Times are so hard in the backwater of Killcoulin's Leap that the locals have taken to plunging off the cliffs in mid-lament. Hotelier John Lynch hasn't had a booking in months and can barely make beer money from playing in a folk band with mechanic Lochlainn O'Mearain, farmer's son Cian Barry and chirpy postman Cornelius Clarke. So, when the latter learns that he's about to lose his job in an economy drive, the friends fall in with his plan to hijack a truck carrying Viagra to Belfast Airport and sell the little blue pills in Amsterdam.

Dressed as navvies and nuns, the foursome pulls off the heist with surprising ease. But Pfizer wants its merchandise back and dispatches a crack unit comprising Linda Hamilton, Tommy `Tiny' Lister and Lisa Catara to assist village bobbies Stanley Townsend and Angeline Ball with their inquiries. Having hurled a telltale tracking device out to sea, the quartet stashes its ill-gotten barrels down a nearby Marian well. However, it's only a matter of time before the contents get into the water supply and priest Dermot Crowley is being waylaid by libidinous parishioners desperate to confess their wanton transgressions.

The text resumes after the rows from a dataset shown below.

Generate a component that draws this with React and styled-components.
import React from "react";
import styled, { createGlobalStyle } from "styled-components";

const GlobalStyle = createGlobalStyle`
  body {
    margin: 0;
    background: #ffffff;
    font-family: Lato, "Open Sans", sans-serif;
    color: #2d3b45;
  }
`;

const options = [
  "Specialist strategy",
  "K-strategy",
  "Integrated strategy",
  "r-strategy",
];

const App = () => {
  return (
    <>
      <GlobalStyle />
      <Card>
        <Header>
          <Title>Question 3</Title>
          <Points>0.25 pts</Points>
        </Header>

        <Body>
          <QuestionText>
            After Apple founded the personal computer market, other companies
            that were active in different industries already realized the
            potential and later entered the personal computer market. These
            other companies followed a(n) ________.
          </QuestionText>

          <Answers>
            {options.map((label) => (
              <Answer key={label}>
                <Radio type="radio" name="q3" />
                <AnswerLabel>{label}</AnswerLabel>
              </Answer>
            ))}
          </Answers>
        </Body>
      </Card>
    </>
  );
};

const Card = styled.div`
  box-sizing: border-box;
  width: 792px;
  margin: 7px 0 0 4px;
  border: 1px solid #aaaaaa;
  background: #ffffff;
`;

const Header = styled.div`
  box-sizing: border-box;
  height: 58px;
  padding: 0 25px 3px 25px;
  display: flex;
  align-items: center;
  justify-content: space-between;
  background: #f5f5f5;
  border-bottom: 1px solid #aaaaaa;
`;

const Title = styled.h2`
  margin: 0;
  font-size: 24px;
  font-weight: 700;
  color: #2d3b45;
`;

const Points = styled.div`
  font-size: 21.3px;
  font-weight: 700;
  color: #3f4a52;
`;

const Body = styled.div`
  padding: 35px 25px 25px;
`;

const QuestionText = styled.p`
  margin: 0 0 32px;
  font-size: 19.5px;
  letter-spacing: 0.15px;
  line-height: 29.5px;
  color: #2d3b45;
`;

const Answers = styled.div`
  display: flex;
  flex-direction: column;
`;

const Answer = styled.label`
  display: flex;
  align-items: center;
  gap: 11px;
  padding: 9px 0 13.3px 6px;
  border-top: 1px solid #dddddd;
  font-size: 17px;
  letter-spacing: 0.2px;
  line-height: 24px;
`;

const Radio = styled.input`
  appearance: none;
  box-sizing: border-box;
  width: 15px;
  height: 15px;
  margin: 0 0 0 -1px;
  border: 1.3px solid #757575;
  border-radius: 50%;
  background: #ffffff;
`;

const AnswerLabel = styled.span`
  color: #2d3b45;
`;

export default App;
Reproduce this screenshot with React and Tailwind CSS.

As Lister pairs off with Lynch's long-suffering sister, Susan Lynch, and Catara seduces O'Mearain, Barry plucks up the courage to kiss barmaid Deirdre Mullins. Meanwhile, pub landlord Ray Callaghan and crony Frank Dunne send Hamilton on a wild goose chase after a Russian trawler and prosperity returns as crowds flock to take the rejuvenating waters.

The cast works hard to put some lead in a limp script, with Townsend and Ball having a few choice lines as they mockingly follow in Hamilton's wake. But, even though Joost van Starrenburg's camera luxuriates in the verdant coastal scenery, there's just no escaping from the clichés, caricatures and cornball innuendoes.